Xinhua, March 26, 2015 Adjust font size:

Americans' concern about several major environmental threats has eased, as they are still more worried about air and water pollution than about global warming, a Gallup poll released Wednesday found.

The top environmental concern for Americans remains the pollution of the drinking water, with 55 percent of the surveyed expressing worry about it, down five percentage points from 2014. Meanwhile, 47 percent of Americans are concerned about the pollution of rivers, lakes and reservoirs, down six percentage points, the March 5-8 poll discovered.

The biggest slide is the Americans' concern about air pollution, at 38 percent, and about loss of tropical rain forests, at 33 percent, both down eight percentage points from 2014.

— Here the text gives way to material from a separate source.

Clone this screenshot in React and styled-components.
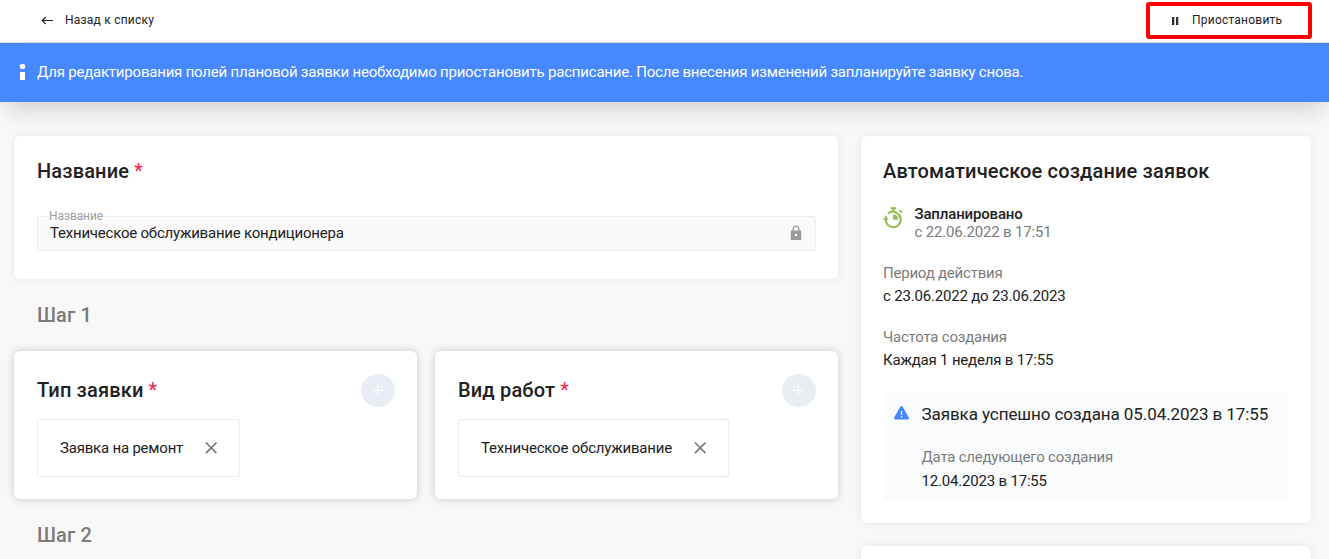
import React from "react";
import styled, { createGlobalStyle } from "styled-components";

const GlobalStyle = createGlobalStyle`
  *, *::before, *::after { box-sizing: border-box; }
  body {
    margin: 0;
    background: #f8f8f8;
    font-family: Roboto, "Liberation Sans", sans-serif;
    color: #212121;
  }
  button { font: inherit; color: inherit; border: 0; background: none; padding: 0; }
`;

const Page = styled.div`
  height: 559px;
  overflow: hidden;
  display: flex;
  flex-direction: column;
`;

const Toolbar = styled.header`
  flex: none;
  height: 43px;
  padding: 2px 17px 3px 41px;
  display: flex;
  align-items: center;
  justify-content: space-between;
  background: #fff;
  border-bottom: 1px solid #dedede;
`;

const ToolbarButton = styled.button`
  display: flex;
  align-items: center;
  gap: ${(p) => p.$gap || 11}px;
  height: 36px;
  padding-bottom: 2px;
  font-size: 12px;
  line-height: 16px;
  letter-spacing: 0.22px;
  font-weight: 400;
`;

const Highlight = styled.div`
  width: 166px;
  height: 37px;
  padding-left: 21px;
  display: flex;
  align-items: center;
  border: 4px solid #fe0000;
  border-radius: 3px;
`;

const Banner = styled.div`
  flex: none;
  height: 59px;
  padding: 0 19px 1px;
  display: flex;
  align-items: center;
  gap: 11px;
  background: #4688ff;
  color: #fff;
  font-size: 15px;
  line-height: 20px;
  letter-spacing: -0.206px;
  box-shadow: 0 14px 22px -6px rgba(0, 0, 0, 0.16);
`;

const Content = styled.main`
  flex: 1;
  min-height: 0;
  padding: 34px 18px 0 14px;
  display: grid;
  grid-template-columns: 824px 450px;
  column-gap: 23px;
  align-items: start;
`;

const Column = styled.div`
  display: flex;
  flex-direction: column;
`;

const Card = styled.section`
  height: ${(p) => p.$height}px;
  padding: 23px;
  background: #fff;
  border-radius: 6px;
  box-shadow: ${(p) =>
    p.$raised ? "0 0 8px rgba(0, 0, 0, 0.2)" : "0 0 8px rgba(0, 0, 0, 0.08)"};
`;

const NameCard = styled(Card)`
  padding-right: 22px;
`;

const SideCard = styled(Card)`
  padding: 23px 23px 0 22px;
  margin-bottom: 23px;
`;

const CardHeader = styled.div`
  display: flex;
  justify-content: space-between;
  align-items: center;
  height: 33px;
`;

const Title = styled.h2`
  margin: 0;
  font-size: 20px;
  line-height: 24px;
  font-weight: 500;
  letter-spacing: 0.15px;
`;

const CardTitle = styled(Title)`
  padding-bottom: 2px;
`;

const Required = styled.span`
  color: #f5224b;
  font-weight: 400;
`;

const Field = styled.div`
  position: relative;
  height: 35px;
  margin-top: 33px;
  padding: 0 13px 0 12px;
  display: flex;
  align-items: center;
  justify-content: space-between;
  background: #fafafa;
  border: 1px solid #ededed;
  border-radius: 3px;
`;

const FieldValue = styled.span`
  padding-bottom: 2px;
  font-size: 15px;
  line-height: 20px;
  letter-spacing: -0.215px;
`;

const FieldLabel = styled.label`
  position: absolute;
  top: -9px;
  left: 11px;
  font-size: 12px;
  line-height: 16px;
  letter-spacing: -0.1px;
  color: #9e9e9e;
  background: linear-gradient(#fff 9px, #fafafa 9px);
`;

const Step = styled.h2`
  margin: 0;
  height: 72px;
  padding-left: 23px;
  font-size: 20px;
  line-height: 72px;
  font-weight: 500;
  letter-spacing: 0.1px;
  color: #7b7b7b;
`;

const CardRow = styled.div`
  display: grid;
  grid-template-columns: 403px 403px;
  gap: 18px;
`;

const AddButton = styled.button`
  display: flex;
  align-items: center;
  justify-content: center;
  width: 34px;
  height: 33px;
  margin-right: -1px;
  border-radius: 50%;
  background: #e9eef5;
`;

const Chip = styled.div`
  width: ${(p) => p.$width}px;
  height: 58px;
  margin-top: 12px;
  padding: 0 22px;
  display: flex;
  align-items: center;
  justify-content: space-between;
  border: 1px solid #ebebeb;
  border-radius: 3px;
  font-size: 15px;
  line-height: 20px;
  letter-spacing: -0.2px;
`;

const Status = styled.div`
  display: flex;
  gap: 11.5px;
  margin-top: 22px;
  font-size: 15px;
  line-height: 18px;
  letter-spacing: -0.16px;
`;

const StatusIcon = styled.div`
  padding-top: 2px;
`;

const StatusName = styled.div`
  font-weight: 500;
`;

const Muted = styled.div`
  color: #7b7b7b;
`;

const Fact = styled.div`
  margin-top: ${(p) => p.$top}px;
  font-size: 15px;
  line-height: ${(p) => p.$line || 23}px;
  letter-spacing: -0.19px;

  ${Muted} {
    letter-spacing: -0.22px;
  }
`;

const Notice = styled.div`
  display: flex;
  gap: 11.5px;
  height: 109px;
  margin-top: 20px;
  padding: 11px 11px 0 10px;
  background: #fafbfd;
  border-radius: 6px;
`;

const NoticeIcon = styled.div`
  padding-top: 1px;
`;

const NoticeTitle = styled.div`
  font-size: 17px;
  line-height: 22px;
  letter-spacing: -0.08px;
`;

const Icon = styled.svg`
  display: block;
  flex: none;
`;

function BackIcon() {
  return (
    <Icon width="13" height="12" viewBox="0 0 13 12" fill="none" stroke="#212121" strokeWidth="1.15">
      <path d="M12 6.500H1.400M4.700 3 1.200 6.500l3.500 3.500" />
    </Icon>
  );
}

function PauseIcon() {
  return (
    <Icon width="9" height="10" viewBox="0 0 9 10" fill="#303030">
      <path d="M1 2h2.300v8H1zM5 2h2.300v8H5z" />
    </Icon>
  );
}

function InfoIcon() {
  return (
    <Icon width="7" height="18" viewBox="0 0 7 18" fill="#fff">
      <circle cx="3.5" cy="3.4" r="2.7" />
      <path d="M1 9h5v8H1z" />
    </Icon>
  );
}

function LockIcon() {
  return (
    <Icon width="12" height="17" viewBox="0 0 12 17">
      <path d="M3.2 6V4a2.8 2.8 0 0 1 5.6 0v2" fill="none" stroke="#999" strokeWidth="1.3" />
      <path fill="#999" fillRule="evenodd" d="M1.8 5.5h8.4c.5 0 1 .4 1 1v7.4c0 .6-.5 1-1 1H1.8c-.6 0-1-.4-1-1V6.500c0-.6.400-1 1-1ZM6 8.700a1.300 1.300 0 1 0 0 2.600 1.300 1.300 0 0 0 0-2.600Z" />
    </Icon>
  );
}

function PlusIcon() {
  return (
    <Icon width="12" height="12" viewBox="0 0 12 12" stroke="#fff" strokeWidth="1">
      <path d="M5.500 0v11M0 5.500h11" />
    </Icon>
  );
}

function CloseIcon() {
  return (
    <Icon width="12" height="12" viewBox="0 0 12 12" stroke="#7b7b7b" strokeWidth="1.700">
      <path d="m.9.5 10.600 10.600M11.500.5.9 11.100" />
    </Icon>
  );
}

function StopwatchIcon() {
  return (
    <Icon width="20" height="22" viewBox="0 0 20 22" fill="none" stroke="#9cbd5b">
      <path d="M2.800 11.500a7.500 7.500 0 1 0 14.900.8 7.500 7.500 0 0 0-3.300-6" strokeWidth="2.200" />
      <path d="M4.900 6.500C7.200 4.500 10.900 4 14.400 6.300" strokeWidth="2" />
      <path d="M10.300 1.500v3" strokeWidth="2.600" />
      <path d="M7.500 1.100h5.600" strokeWidth="2" />
      <path d="m16.400 3.300 2.600 2.300" strokeWidth="2" />
      <path d="M10 7.200a5.200 5.200 0 0 1 5.300 5.600H10z" fill="#9cbd5b" stroke="none" />
      <path d="M2.800 8 0 13h5.600z" fill="#9cbd5b" stroke="none" />
    </Icon>
  );
}

function AlertIcon() {
  return (
    <Icon width="17" height="17" viewBox="0 0 17 17">
      <path d="M8.500 3.200 2.200 14.200h12.600z" fill="#4688ff" stroke="#4688ff" strokeWidth="2.400" strokeLinejoin="round" />
      <path d="M8.500 7v4M8.500 12v1.500" stroke="#fff" strokeWidth="1.300" />
    </Icon>
  );
}

function SelectCard({ title, value, width }) {
  return (
    <Card $height={148} $raised>
      <CardHeader>
        <CardTitle>
          {title} <Required>*</Required>
        </CardTitle>
        <AddButton aria-label="Добавить">
          <PlusIcon />
        </AddButton>
      </CardHeader>
      <Chip $width={width}>
        <span>{value}</span>
        <CloseIcon />
      </Chip>
    </Card>
  );
}

export default function App() {
  return (
    <Page>
      <GlobalStyle />
      <Toolbar>
        <ToolbarButton>
          <BackIcon />
          Назад к списку
        </ToolbarButton>
        <Highlight>
          <ToolbarButton $gap={12}>
            <PauseIcon />
            Приостановить
          </ToolbarButton>
        </Highlight>
      </Toolbar>
      <Banner>
        <InfoIcon />
        <span>
          Для редактирования полей плановой заявки необходимо приостановить расписание. После внесения
          изменений запланируйте заявку снова.
        </span>
      </Banner>
      <Content>
        <Column>
          <NameCard $height={143}>
            <Title>
              Название <Required>*</Required>
            </Title>
            <Field>
              <FieldLabel>Название</FieldLabel>
              <FieldValue>Техническое обслуживание кондиционера</FieldValue>
              <LockIcon />
            </Field>
          </NameCard>
          <Step>Шаг 1</Step>
          <CardRow>
            <SelectCard title="Тип заявки" value="Заявка на ремонт" width={203} />
            <SelectCard title="Вид работ" value="Техническое обслуживание" width={271} />
          </CardRow>
          <Step>Шаг 2</Step>
        </Column>
        <Column>
          <SideCard $height={387}>
            <Title>Автоматическое создание заявок</Title>
            <Status>
              <StatusIcon>
                <StopwatchIcon />
              </StatusIcon>
              <div>
                <StatusName>Запланировано</StatusName>
                <Muted>с 22.06.2022 в 17:51</Muted>
              </div>
            </Status>
            <Fact $top={21}>
              <Muted>Период действия</Muted>
              <div>с 23.06.2022 до 23.06.2023</div>
            </Fact>
            <Fact $top={18}>
              <Muted>Частота создания</Muted>
              <div>Каждая 1 неделя в 17:55</div>
            </Fact>
            <Notice>
              <NoticeIcon>
                <AlertIcon />
              </NoticeIcon>
              <div>
                <NoticeTitle>Заявка успешно создана 05.04.2023 в 17:55</NoticeTitle>
                <Fact $top={20} $line={24}>
                  <Muted>Дата следующего создания</Muted>
                  <div>12.04.2023 в 17:55</div>
                </Fact>
              </div>
            </Notice>
          </SideCard>
          <SideCard $height={120} />
        </Column>
      </Content>
    </Page>
  );
}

The concern about extinction of plant and animal species reduced to 36 percent from 41 percent, while the concern about global warming or climate change declined to 32 percent from 34 percent, according to the poll.

Despite ups and downs from year to year in the percentage worried about the various issues, the rank order of the environmental problems has remained fairly consistent over the decades.

The poll showed that Americans express greater concern over more immediate threats, such as air and water pollution, than they do about longer-term threats such as global warming, the loss of rain forests, and plant and animal extinction.

Importantly, even as global warming has received greater attention as an environmental problem from politicians and the media in recent years, Americans' worry about it is no higher now than when Gallup first asked about it in 1989.

The diminished concern about environment threats has both positive and negative aspects for those favoring tougher environmental policies and regulations, Gallup said.

It may mean the policies and regulations in place are working to protect Americans from environmental threats. However, because Americans are less concerned about environmental matters in general, they may be less willing to support policy changes to make those regulations even tougher, it added.